Residential construction thrives during pandemic with new starts eclipsing 2019 totals

Residential construction thrives during pandemic with new starts eclipsing 2019 totals

By John Devine

Special to Ontario Construction Report

When COVID-19 first appeared on the scene last winter, it resulted in a lockdown that lasted through the spring and into the summer, with numerous businesses and sectors deemed non-essential required to close their doors.

The construction industry was excluded from the list of sectors deemed non-essential, and proceeded to have a pretty good year in terms of housing construction, resales, and renovations.

According to data from the Ontario Home Builders’ Association (OHBA), the number of new starts from January to December last year totalled 78,916. December numbers aren’t available yet from the Canada Mortgage Housing Corporation (CMHC), but even without them it’s still an increase from the 67,864 starts for all of 2019.

The dawn of 2020 arrived with high expectations for Ontario builders, with the economy booming and a provincial government committed to cutting red tape, says Joe Vaccaro, CEO of the OHBA. Queen’s Park had signalled that a million new homes would be needed in the coming decade, and builders were rising to the challenge.

“Across Ontario, members were launching new communities, providing new housing supply and choice. But we all know what happened on March 17. Ontario declared a State of Emergency in response to the pandemic and shifted resources to respond,” says Vaccaro.

“But the association didn’t stop working, didn’t stop advocating, didn’t stop communicating with our members.
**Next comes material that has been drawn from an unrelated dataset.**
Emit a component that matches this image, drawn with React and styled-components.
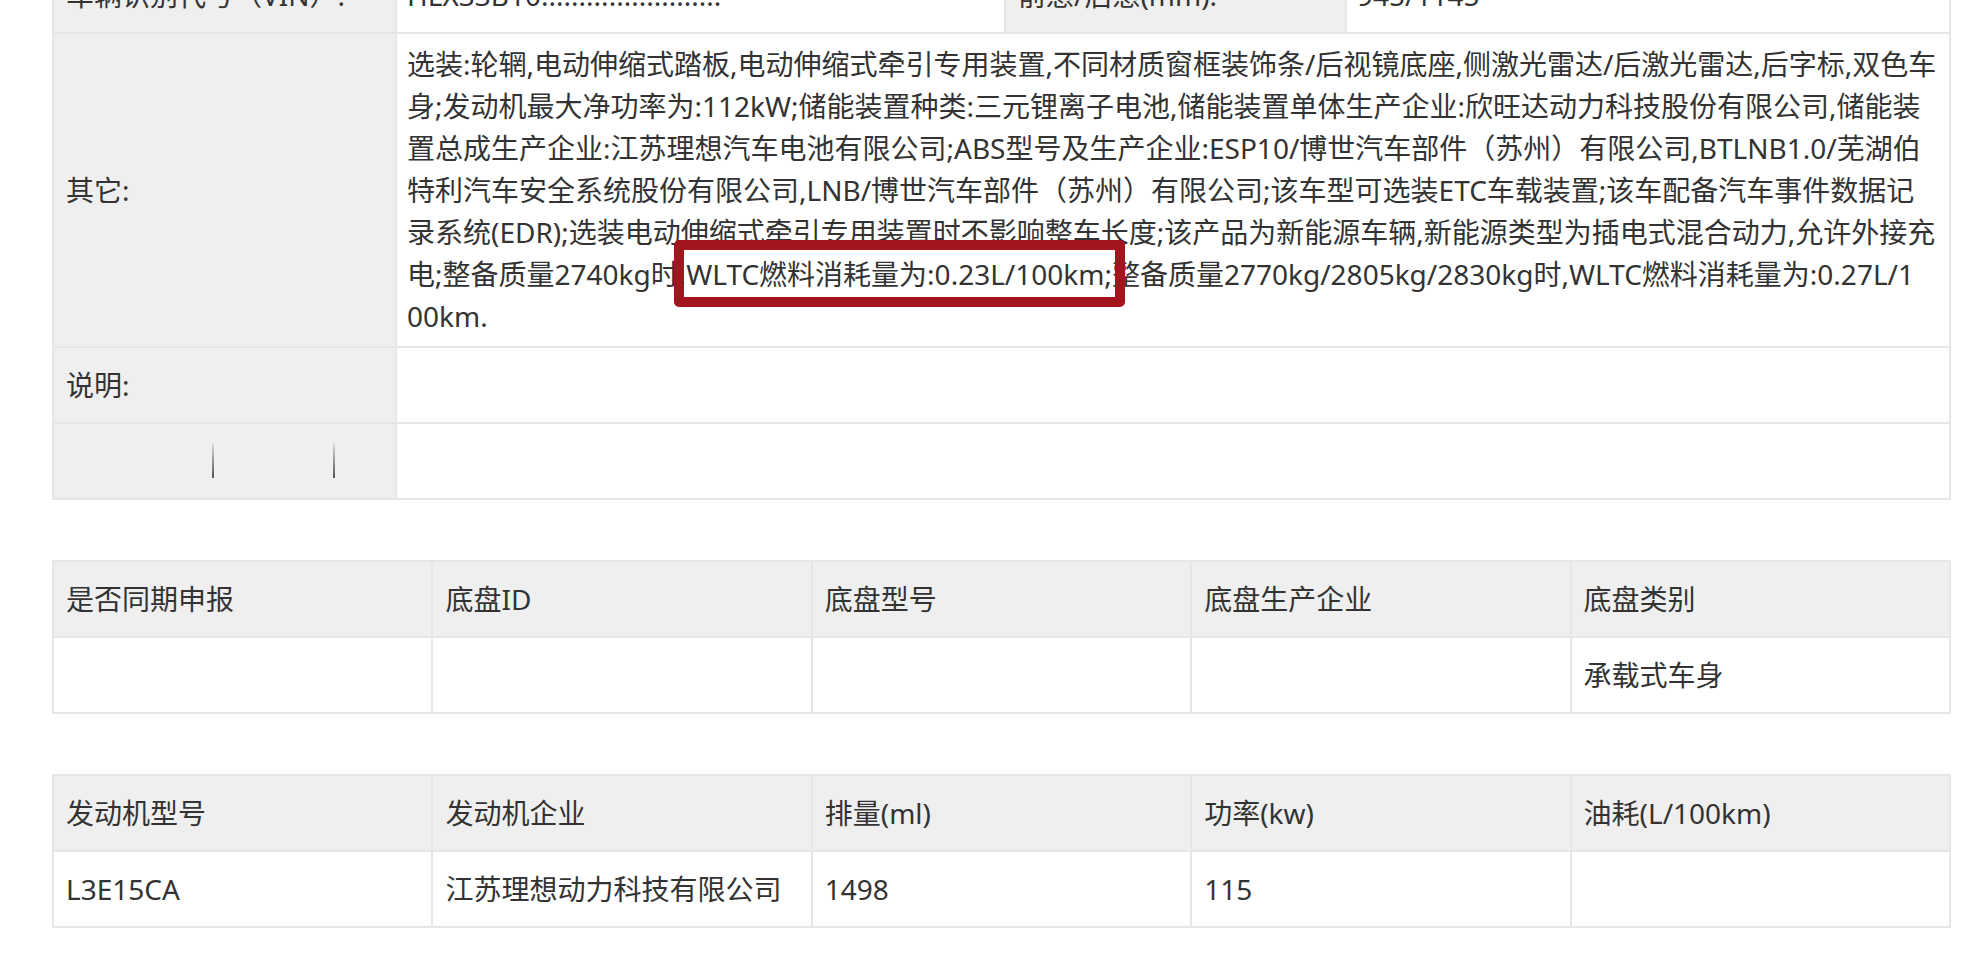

We stepped up.”

By May 19, all construction in the province was allowed to proceed. The association, he continues, developed a plan that gave the government the confidence that residential construction could proceed safely during the pandemic. And proceed it did.

“Respecting the necessary rules, OHBA went to work, establishing the health and safety protocols needed to keep job sites open and members working so that they could deliver keys to the thousands waiting to be homeowners,” says Vaccaro.

Stats from the Municipal Property Assessment Corporation (MPAC), which assesses new homes once they have been completed and occupied, also shows an increase in 2020 from the previous year.

In 2019, MPAC assessed a total of 51,829 new residential units, with a value of $27,793,391,026; 2020 saw 52,445 homes assessed, valued at $28,370,327,727.

The resale of housing also recorded a banner year in 2020, with the Canadian Real Estate Association (CREA) saying sales across the country were up 47.2 per cent in December, compared to the same time the previous year, largely driven by increases of more than 20 per cent in the Greater Toronto Area (GTA) and the Vancouver region.

The average home price jumped 17 per cent to just more than $607,000, an increase of 17.1 per cent from December 2019. The number of sales in Canadian housing markets increased for six continuous months through to December, with that month witnessing the biggest annual spike in monthly sales seen in 11 years.

Sales across the GTA were up 24.3 per cent across the GTA compared to the same timeframe in 2019, according to the Toronto Real Estate Board.

“It’s official, despite all the challenges, 2020 was a record year for Canadian resale housing activity,” stated CRA chair Costa Poulopoulos.“While momentum continues into 2021, surging COVID cases and a return to April-like lockdowns in some provinces means we’ll be revisiting some of those virtual technology solutions to process deals in the first few months of the year. Hopefully we’ll have the current wave more under control by the time the spring market rolls around, which is shaping up to be a very active one.”

All those resales likely drove renovations in 2020, which saw an increase from the previous year, according to the MPAC. It all added up to a busy year for builders and renovators. The corporation recorded 32,806 permits for renovation work in 2020, totalling $3,630,673,414, compared with 28,406 in 2019, and a total value of $2,610,916,044.

The average permit value of closed permits in 2019 came in at $91,914.25, and in 2020 at $110,671.02. Alterations and renovations of homes led the way, followed by: additions, garages, shed, porch covers, decks, and swimming pools.

“With people spending more time at home this year, we saw an increase in building permits as people invested in making improvements to their homes,” said Carmelo Lipsi, MPAC’s vice-president and Chief Operating Officer.

“We reported over 50 per cent increase in the total assessed value of renovation permits in 2020 compared to 2019, with over 19,529 permits completed, an increase of over 30 per cent compared to the previous year.”

When reviewing the year, an analysis may say it didn’t live up to pre-pandemic expectations, but it ended better than it might have.